Philippina („Pina“) Bausch wurde am 27. Juli 1940 in Solingen geboren. Ihre Eltern August und Anita Bausch führten dort eine Gaststätte. Nachdem Pina bereits als Kind Ballettunterricht erhalten hatte, studierte sie von 1955 bis 1958 bei dem Choreografen Kurt Jooss (1901 – 1979) an der Folkwangschule für Musik, Tanz und Sprechen in Essen (heute: Folkwang Universität der Künste) Bühnentanz und Tanzpädagogik. Mit einem Stipendium des DAAD konnte Pina Bausch ihr Studium 1959 an der Juilliard School in New York fortsetzen. Danach sammelte sie Erfahrungen als Mitglied der Paul Sanasardo-Donya Feuer Dance Company in New York. 1961 wurde sie als Mitglied des „New American Ballet“ von der Metropolitan Opera in New York engagiert.

Im Jahr darauf holte Kurt Jooss sie als Solistin des Folkwang-Balletts nach Deutschland zurück. Sie trat regelmäßig bei den Schwetzinger Festspielen auf, 1968 auch bei den Salzburger Festspielen. Nachdem Pina Bausch bereits erste Choreografien selbst erarbeitet hatte, übernahm sie 1969 von Kurt Jooss die künstlerische Leitung der Tanzabteilung an der Folkwang Hochschule in Essen.

Als Gastlehrerin unterrichtete sie ab 1972 in Modern Dance. 1973 wechselte sie auf Einladung des Schauspielintendanten Arno Wüstenhöfer als Ballettdirektorin und Chefchoreografin zum neu gegründeten Tanztheater Wuppertal, das schließlich in Tanztheater Pina Bausch umbenannt wurde.

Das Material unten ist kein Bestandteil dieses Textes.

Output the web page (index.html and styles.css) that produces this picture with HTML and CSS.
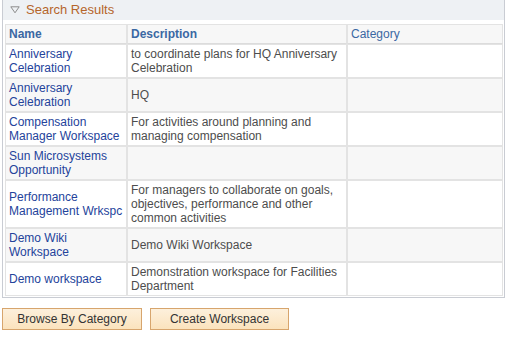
FILE: index.html
```html
<!DOCTYPE html>
<html>
<head>
<meta charset="utf-8">
<link rel="stylesheet" href="styles.css">
</head>
<body>
<div class="section">
  <div class="sec-head">
    <svg class="tri" width="10" height="8" viewBox="0 0 10 8"><path d="M0.8 0.8 L9.2 0.8 L5 6.8 Z" fill="none" stroke="#8c8c8c" stroke-width="1"/></svg>
    <span class="sec-title">Search Results</span>
  </div>
  <div class="sec-body">
    <table class="grid">
      <colgroup><col class="c1"><col class="c2"><col class="c3"></colgroup>
      <thead>
        <tr><th class="b">Name</th><th class="b">Description</th><th>Category</th></tr>
      </thead>
      <tbody>
        <tr><td><a href="#">Anniversary Celebration</a></td><td>to coordinate plans for HQ Anniversary Celebration</td><td></td></tr>
        <tr class="alt"><td><a href="#">Anniversary Celebration</a></td><td>HQ</td><td></td></tr>
        <tr><td><a href="#">Compensation Manager Workspace</a></td><td>For activities around planning and managing compensation</td><td></td></tr>
        <tr class="alt"><td><a href="#">Sun Microsystems Opportunity</a></td><td></td><td></td></tr>
        <tr><td><a href="#">Performance Management Wrkspc</a></td><td>For managers to collaborate on goals, objectives, performance and other common activities</td><td></td></tr>
        <tr class="alt"><td><a href="#">Demo Wiki Workspace</a></td><td>Demo Wiki Workspace</td><td></td></tr>
        <tr><td><a href="#">Demo workspace</a></td><td>Demonstration workspace for Facilities Department</td><td></td></tr>
      </tbody>
    </table>
  </div>
</div>
<div class="actions">
  <button class="btn btn1">Browse By Category</button>
  <button class="btn btn2">Create Workspace</button>
</div>
</body>
</html>
```

FILE: styles.css
```css
html, body {
  margin: 0;
  padding: 0;
  background: #ffffff;
}
body {
  font-family: Arial, "Liberation Sans", sans-serif;
  font-size: 12px;
  color: #4d4d4d;
}
.section {
  margin-left: 2px;
  width: 501px;
  border: 1px solid #c9ccd3;
  border-top: none;
}
.sec-head {
  height: 20px;
  background: #eef1f4;
  display: flex;
  align-items: center;
  padding-left: 7px;
  box-sizing: border-box;
}
.tri {
  display: block;
  margin-top: -1px;
}
.sec-title {
  margin-left: 6px;
  font-size: 13px;
  color: #b5652b;
  line-height: 16px;
}
.sec-body {
  padding: 4px 1px 1px 2px;
}
.grid {
  width: 498px;
  border-collapse: separate;
  border-spacing: 0;
  table-layout: fixed;
}
.c1 { width: 122px; }
.c2 { width: 220px; }
.c3 { width: 156px; }
.grid th, .grid td {
  border: 1px solid #e3e3e3;
  padding: 2px 2px 2px 3px;
  line-height: 14px;
  text-align: left;
  vertical-align: middle;
  font-size: 12px;
}
.grid th {
  background: #f7f7f7;
  color: #3b68a3;
  font-weight: normal;
  border-bottom-color: #dcdcdc;
}
.grid th.b {
  font-weight: bold;
}
.grid tr.alt td {
  background: #f7f7f7;
}
.grid a {
  color: #24439b;
  text-decoration: none;
}
.actions {
  display: flex;
  gap: 8px;
  margin: 10px 0 0 2px;
}
.btn {
  height: 22px;
  border: 1px solid #d7a56d;
  background: linear-gradient(#fdf0dc, #fbe3bd);
  font-family: Arial, "Liberation Sans", sans-serif;
  font-size: 12px;
  color: #333333;
  padding: 0;
  margin: 0;
}
.btn1 { width: 140px; }
.btn2 { width: 139px; }
```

Anfangs ließ Pina Bausch sich vom Modern Dance inspirieren. Aber mit einem Brecht-Weill-Abend unter dem Titel „Die sieben Todsünden“ brach sie 1976 mit den bisher bekannten Tanzformen und probierte völlig neue aus. Pina Bausch verband den Bühnentanz mit Gesang und Artistik, Pantomime und Schauspiel zu einer neuen Kunstgattung. Dabei achtete sie nicht auf eine herkömmliche Handlungsentwicklung, sondern montierte aus einzelnen Szenen eine revueartige Collage. „Es ging und geht mir immer nur darum: Wie kann ich ausdrücken, was ich fühle?“, erklärte sie. Und: „Mich interessiert nicht so sehr, wie sich Menschen bewegen, als was sie bewegt.“ Dementsprechend hielt sie sich mit Anweisungen zurück und stellte den Tänzerinnen und Tänzern stattdessen bei der Erarbeitung eines neuen Stückes Fragen. Weil Pina Bausch ihre Werke nie für vollendet hielt, besuchte sie jede Aufführung und besprach sie danach mit dem Ensemble, um Verbesserungsmöglichkeiten zu finden. Obwohl es Pina Bausch nicht um Provokation ging, fühlten sich Traditionalisten durch die Neuerungen herausgefordert und buhten sie im Theater aus. Andererseits wuchs die Schar ihrer Bewunderer.

1981 wurde Pina Bausch erstmals zum Berliner Theatertreffen eingeladen. Von 1983 bis 1989 leitete sie parallel zu ihren anderen Aktivitäten wieder die Tanzabteilung an der Folkwang Hochschule in Essen.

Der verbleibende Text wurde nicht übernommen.